You are playing in you local club golf tournament, getting ready to tee off and there is last-minute addition to the field… Tiger Woods.  Will you play better or worse?

The theory of tournaments is an application of game theory used to study how workers respond when you make them compete with one another.  Professional sports are ideal natural laboratories where tournament theory can be tested.  An intuitive idea is that if two contestants are unequal in ability but the tournament treats them equally, then both contestants should perform poorly (relative to the case when each is competing with a similarly-abled opponent.)  The stronger player is very likely to win so the weaker player conserves his effort which in turn enables the stronger player to conserve his effort and still win.

There is a paper by Kellogg professor Jennifer Brown that examines this effect in professional golf tournaments.  She compares how the average competitor performs when Tiger Woods is in the tournament relative to when he is not.  Controlling for a variety of factors, Tiger Woods’ presence increases (i.e. worsens, remember this is golf) the score of the average golfer, even in the first round of the tournament.

There are actually two reasons why this should be true.  First is the direct incentive effect mentioned above.  The other is that lesser golfers should take more risks when they are facing tougher competition.  Surprisingly, this is not evident in the data.  (I take this to be bad news for the theory, but the paper doesn’t draw this conclusion.)

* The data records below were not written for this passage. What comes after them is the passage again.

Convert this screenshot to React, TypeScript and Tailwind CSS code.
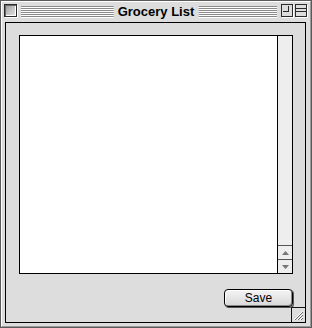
import React from "react";

const Stripes = () => (
  <div className="flex-1 h-[12px] mt-[2px] bg-[repeating-linear-gradient(to_bottom,#8a8a8a_0px,#8a8a8a_1px,#ffffff_1px,#ffffff_2px)]" />
);

const GrowBox = () => (
  <div className="absolute right-0 bottom-0 w-[14px] h-[15px] border-t border-l border-[#111] bg-[#dddddd]">
    <svg width="13" height="14" viewBox="0 0 13 14" className="block">
      <path d="M2 12 L11 3" stroke="#ffffff" strokeWidth="1" />
      <path d="M3 12 L11 4" stroke="#666666" strokeWidth="1" />
      <path d="M5 12 L11 6" stroke="#ffffff" strokeWidth="1" />
      <path d="M6 12 L11 7" stroke="#666666" strokeWidth="1" />
      <path d="M8 12 L11 9" stroke="#ffffff" strokeWidth="1" />
      <path d="M9 12 L11 10" stroke="#666666" strokeWidth="1" />
    </svg>
  </div>
);

const App = () => {
  return (
    <div className="w-[312px] h-[328px] border border-[#5a5a5a] bg-[#dddddd] font-['Liberation_Sans',Arial,sans-serif]">
      <div className="w-full h-full border-t border-l border-white border-r border-b border-r-[#9a9a9a] border-b-[#9a9a9a] flex flex-col">
        {/* Title bar */}
        <div className="relative h-[20px] flex items-start pt-[2px] pl-[2px] pr-[3px]">
          <div className="relative w-[13px] h-[13px] border border-[#2a2a2a] bg-[linear-gradient(135deg,#9a9a9a,#e8e8e8)] shadow-[1px_1px_0_#ffffff] flex-none">
            <div className="absolute inset-0 shadow-[inset_1px_1px_0_#666,inset_-1px_-1px_0_#fff]" />
          </div>
          <div className="w-[4px]" />
          <Stripes />
          <div className="w-[4px]" />
          <div className="relative w-[12px] h-[13px] border border-[#2a2a2a] bg-[#dddddd] flex-none shadow-[1px_1px_0_#ffffff]">
            <div className="absolute left-[1px] top-[1px] w-[6px] h-[6px] border-r border-b border-[#2a2a2a]" />
          </div>
          <div className="w-[2px]" />
          <div className="relative w-[12px] h-[13px] border border-[#2a2a2a] bg-[#dddddd] flex-none shadow-[1px_1px_0_#ffffff]">
            <div className="absolute left-0 right-0 top-[3px] h-[4px] border-t border-b border-[#2a2a2a]" />
          </div>
          {/* centred title over the stripes */}
          <div className="absolute left-1/2 top-[2px] -translate-x-1/2 px-[4px] bg-[#dddddd] text-[13px] font-bold leading-[15px] text-black whitespace-nowrap">
            Grocery List
          </div>
        </div>

        {/* Content */}
        <div className="relative flex-1 ml-[3px] mr-[4px] mb-[3px] border border-black bg-[#dddddd] pl-[13px] pt-[12px]">
          <div className="flex w-[274px] h-[239px] border border-black">
            <div className="flex-1 bg-white" />
            <div className="w-[15px] border-l border-black bg-[#eeeeee] flex flex-col justify-end">
              <div className="h-[14px] border-t border-[#555] flex items-center justify-center">
                <svg width="7" height="4" viewBox="0 0 7 4">
                  <path d="M3.5 0 L7 4 L0 4 Z" fill="#777" />
                </svg>
              </div>
              <div className="h-[14px] border-t border-[#555] flex items-center justify-center">
                <svg width="7" height="4" viewBox="0 0 7 4">
                  <path d="M0 0 L7 0 L3.5 4 Z" fill="#777" />
                </svg>
              </div>
            </div>
          </div>
          <div className="flex justify-end w-[274px] mt-[15px]">
            <button className="w-[69px] h-[18px] rounded-[4px] border border-black bg-[linear-gradient(to_bottom,#f4f4f4,#d8d8d8)] shadow-[inset_1px_1px_0_#ffffff,inset_-1px_-1px_0_#8a8a8a,1px_1px_0_#555] text-[12px] leading-[16px] text-black">
              Save
            </button>
          </div>
          <GrowBox />
        </div>
      </div>
    </div>
  );
};

export default App;
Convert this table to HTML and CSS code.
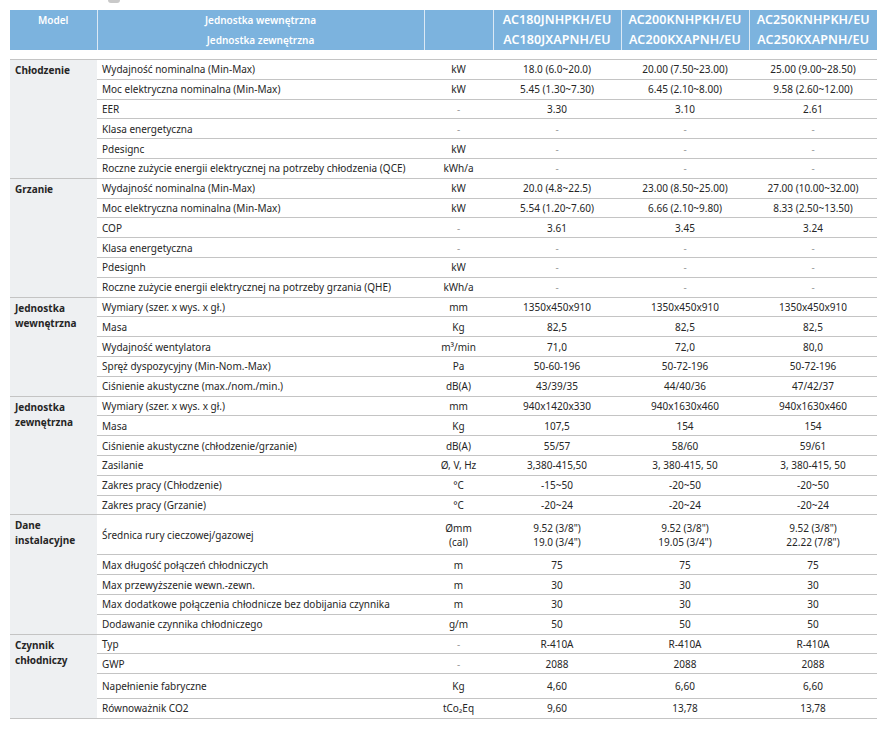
FILE: index.html
```html
<!DOCTYPE html>
<html lang="pl">
<head>
<meta charset="utf-8">
<link rel="stylesheet" href="styles.css">
</head>
<body>
<div class="deco"></div>
<table class="spec">
  <colgroup>
    <col class="c-model"><col class="c-label"><col class="c-unit"><col class="c-val"><col class="c-val"><col class="c-val">
  </colgroup>
  <thead>
    <tr class="head">
      <th class="h-model">Model</th>
      <th class="h-units">Jednostka wewnętrzna<br>Jednostka zewnętrzna</th>
      <th></th>
      <th class="h-name">AC180JNHPKH/EU<br>AC180JXAPNH/EU</th>
      <th class="h-name">AC200KNHPKH/EU<br>AC200KXAPNH/EU</th>
      <th class="h-name">AC250KNHPKH/EU<br>AC250KXAPNH/EU</th>
    </tr>
    <tr class="spacer"><td colspan="6"></td></tr>
  </thead>
  <tbody>
    <tr class="first"><th class="grp" rowspan="6">Chłodzenie</th><td class="lbl">Wydajność nominalna (Min-Max)</td><td class="unit">kW</td><td>18.0 (6.0~20.0)</td><td>20.00 (7.50~23.00)</td><td>25.00 (9.00~28.50)</td></tr>
    <tr><td class="lbl">Moc elektryczna nominalna (Min-Max)</td><td class="unit">kW</td><td>5.45 (1.30~7.30)</td><td>6.45 (2.10~8.00)</td><td>9.58 (2.60~12.00)</td></tr>
    <tr><td class="lbl">EER</td><td class="unit dash">-</td><td>3.30</td><td>3.10</td><td>2.61</td></tr>
    <tr><td class="lbl">Klasa energetyczna</td><td class="unit dash">-</td><td class="dash">-</td><td class="dash">-</td><td class="dash">-</td></tr>
    <tr><td class="lbl">Pdesignc</td><td class="unit">kW</td><td class="dash">-</td><td class="dash">-</td><td class="dash">-</td></tr>
    <tr><td class="lbl">Roczne zużycie energii elektrycznej na potrzeby chłodzenia (QCE)</td><td class="unit">kWh/a</td><td class="dash">-</td><td class="dash">-</td><td class="dash">-</td></tr>

    <tr class="first"><th class="grp" rowspan="6">Grzanie</th><td class="lbl">Wydajność nominalna (Min-Max)</td><td class="unit">kW</td><td>20.0 (4.8~22.5)</td><td>23.00 (8.50~25.00)</td><td>27.00 (10.00~32.00)</td></tr>
    <tr><td class="lbl">Moc elektryczna nominalna (Min-Max)</td><td class="unit">kW</td><td>5.54 (1.20~7.60)</td><td>6.66 (2.10~9.80)</td><td>8.33 (2.50~13.50)</td></tr>
    <tr><td class="lbl">COP</td><td class="unit dash">-</td><td>3.61</td><td>3.45</td><td>3.24</td></tr>
    <tr><td class="lbl">Klasa energetyczna</td><td class="unit dash">-</td><td class="dash">-</td><td class="dash">-</td><td class="dash">-</td></tr>
    <tr><td class="lbl">Pdesignh</td><td class="unit">kW</td><td class="dash">-</td><td class="dash">-</td><td class="dash">-</td></tr>
    <tr><td class="lbl">Roczne zużycie energii elektrycznej na potrzeby grzania (QHE)</td><td class="unit">kWh/a</td><td class="dash">-</td><td class="dash">-</td><td class="dash">-</td></tr>

    <tr class="first"><th class="grp" rowspan="5">Jednostka wewnętrzna</th><td class="lbl">Wymiary (szer. x wys. x gł.)</td><td class="unit">mm</td><td>1350x450x910</td><td>1350x450x910</td><td>1350x450x910</td></tr>
    <tr><td class="lbl">Masa</td><td class="unit">Kg</td><td>82,5</td><td>82,5</td><td>82,5</td></tr>
    <tr><td class="lbl">Wydajność wentylatora</td><td class="unit">m³/min</td><td>71,0</td><td>72,0</td><td>80,0</td></tr>
    <tr><td class="lbl">Spręż dyspozycyjny (Min-Nom.-Max)</td><td class="unit">Pa</td><td>50-60-196</td><td>50-72-196</td><td>50-72-196</td></tr>
    <tr><td class="lbl">Ciśnienie akustyczne (max./nom./min.)</td><td class="unit">dB(A)</td><td>43/39/35</td><td>44/40/36</td><td>47/42/37</td></tr>

    <tr class="first"><th class="grp" rowspan="6">Jednostka zewnętrzna</th><td class="lbl">Wymiary (szer. x wys. x gł.)</td><td class="unit">mm</td><td>940x1420x330</td><td>940x1630x460</td><td>940x1630x460</td></tr>
    <tr><td class="lbl">Masa</td><td class="unit">Kg</td><td>107,5</td><td>154</td><td>154</td></tr>
    <tr><td class="lbl">Ciśnienie akustyczne (chłodzenie/grzanie)</td><td class="unit">dB(A)</td><td>55/57</td><td>58/60</td><td>59/61</td></tr>
    <tr><td class="lbl">Zasilanie</td><td class="unit">Ø, V, Hz</td><td>3,380-415,50</td><td>3, 380-415, 50</td><td>3, 380-415, 50</td></tr>
    <tr><td class="lbl">Zakres pracy (Chłodzenie)</td><td class="unit">°C</td><td>-15~50</td><td>-20~50</td><td>-20~50</td></tr>
    <tr><td class="lbl">Zakres pracy (Grzanie)</td><td class="unit">°C</td><td>-20~24</td><td>-20~24</td><td>-20~24</td></tr>

    <tr class="first tall"><th class="grp" rowspan="5">Dane instalacyjne</th><td class="lbl">Średnica rury cieczowej/gazowej</td><td class="unit">Ømm<br>(cal)</td><td>9.52 (3/8")<br>19.0 (3/4")</td><td>9.52 (3/8")<br>19.05 (3/4")</td><td>9.52 (3/8")<br>22.22 (7/8")</td></tr>
    <tr><td class="lbl">Max długość połączeń chłodniczych</td><td class="unit">m</td><td>75</td><td>75</td><td>75</td></tr>
    <tr><td class="lbl">Max przewyższenie wewn.-zewn.</td><td class="unit">m</td><td>30</td><td>30</td><td>30</td></tr>
    <tr><td class="lbl">Max dodatkowe połączenia chłodnicze bez dobijania czynnika</td><td class="unit">m</td><td>30</td><td>30</td><td>30</td></tr>
    <tr><td class="lbl">Dodawanie czynnika chłodniczego</td><td class="unit">g/m</td><td>50</td><td>50</td><td>50</td></tr>

    <tr class="first"><th class="grp" rowspan="4">Czynnik chłodniczy</th><td class="lbl">Typ</td><td class="unit dash">-</td><td>R-410A</td><td>R-410A</td><td>R-410A</td></tr>
    <tr><td class="lbl">GWP</td><td class="unit dash">-</td><td>2088</td><td>2088</td><td>2088</td></tr>
    <tr class="mid"><td class="lbl">Napełnienie fabryczne</td><td class="unit">Kg</td><td>4,60</td><td>6,60</td><td>6,60</td></tr>
    <tr class="last"><td class="lbl">Równoważnik CO2</td><td class="unit">tCo₂Eq</td><td>9,60</td><td>13,78</td><td>13,78</td></tr>
  </tbody>
</table>
</body>
</html>
```

FILE: styles.css
```css
html, body {
  margin: 0;
  padding: 0;
  background: #ffffff;
}
body {
  padding: 0 0 0 10px;
  font-family: "Noto Sans", "Open Sans", sans-serif;
  color: #262626;
}
.deco {
  width: 12px;
  height: 3px;
  margin-left: 98px;
  border-radius: 0 0 8px 8px;
  background: #c9c9c9;
}
.spec {
  margin-top: 7px;
  border-collapse: collapse;
  table-layout: fixed;
  width: 867px;
  font-size: 10px;
}
.c-model { width: 87px; }
.c-label { width: 327px; }
.c-unit { width: 69px; }
.c-val { width: 128px; }

.head th {
  background: #7cb3de;
  color: #ffffff;
  height: 40px;
  padding: 0;
  border-left: 1px solid #dbe9f5;
  font-weight: 600;
  vertical-align: top;
}
.head th:first-child { border-left: none; }
.h-model {
  font-size: 10px;
  line-height: 20px;
}
.h-units {
  font-size: 10px;
  line-height: 20px;
}
.h-name {
  font-size: 12.5px;
  line-height: 20px;
  letter-spacing: 0.1px;
}
.spacer td {
  height: 9px;
  padding: 0;
}

tbody td {
  height: 19.8px;
  box-sizing: border-box;
  padding: 0;
  border-top: 1.5px solid #c4c4c4;
  text-align: center;
  vertical-align: middle;
  line-height: 14px;
  white-space: nowrap;
}
tbody td.lbl {
  text-align: left;
  padding-left: 5px;
}
tbody td.dash {
  color: #9a9a9a;
}
.grp {
  background: #eef0f2;
  border-top: 1.5px solid #c4c4c4;
  text-align: left;
  vertical-align: top;
  font-weight: 700;
  font-size: 10px;
  line-height: 15px;
  padding: 3px 6px 0 5px;
}
tr.tall td { height: 40px; }
tr.mid td { height: 24.6px; }
tr.last td { border-bottom: 1.5px solid #c4c4c4; }
.spec tbody tr:last-child { border-bottom: 1.5px solid #c4c4c4; }
```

Also, since golf is a competition among many players and there are prizes for second, third etc., the theory does not necessarily imply a Tiger Woods effect.  For example, consider the second-best player.  For her, what matters is the drop-off in rewards as a player falls from first to second relative to second to third.  If the latter is the steeper fall, then Tiger Woods’ presence makes her work harder.  Since the paper looks at the average player, then what should matter is something like concavity vs. convexity of the prize schedule.

Also, remember the hypothesis is that both players phone it in.  Unfortunately we don’t have a good control for this because we can’t make Tiger Woods play against himself.  Perhaps the implied empirical hypothesis says something about the relative variance in the level of play.  When Tiger Woods is having a bad season, competition is tighter and that makes him work harder, blunting the effect of the downturn.  When he is having a good season, he slacks off again blunting the effect of the boom.  By contrast, for the weaker player the incentive effects make his effort pro-cyclical, amplifying temporal variations in ability.

Jonah Lehrer (to whom my fedora is flipped) prefers a psychological explanation.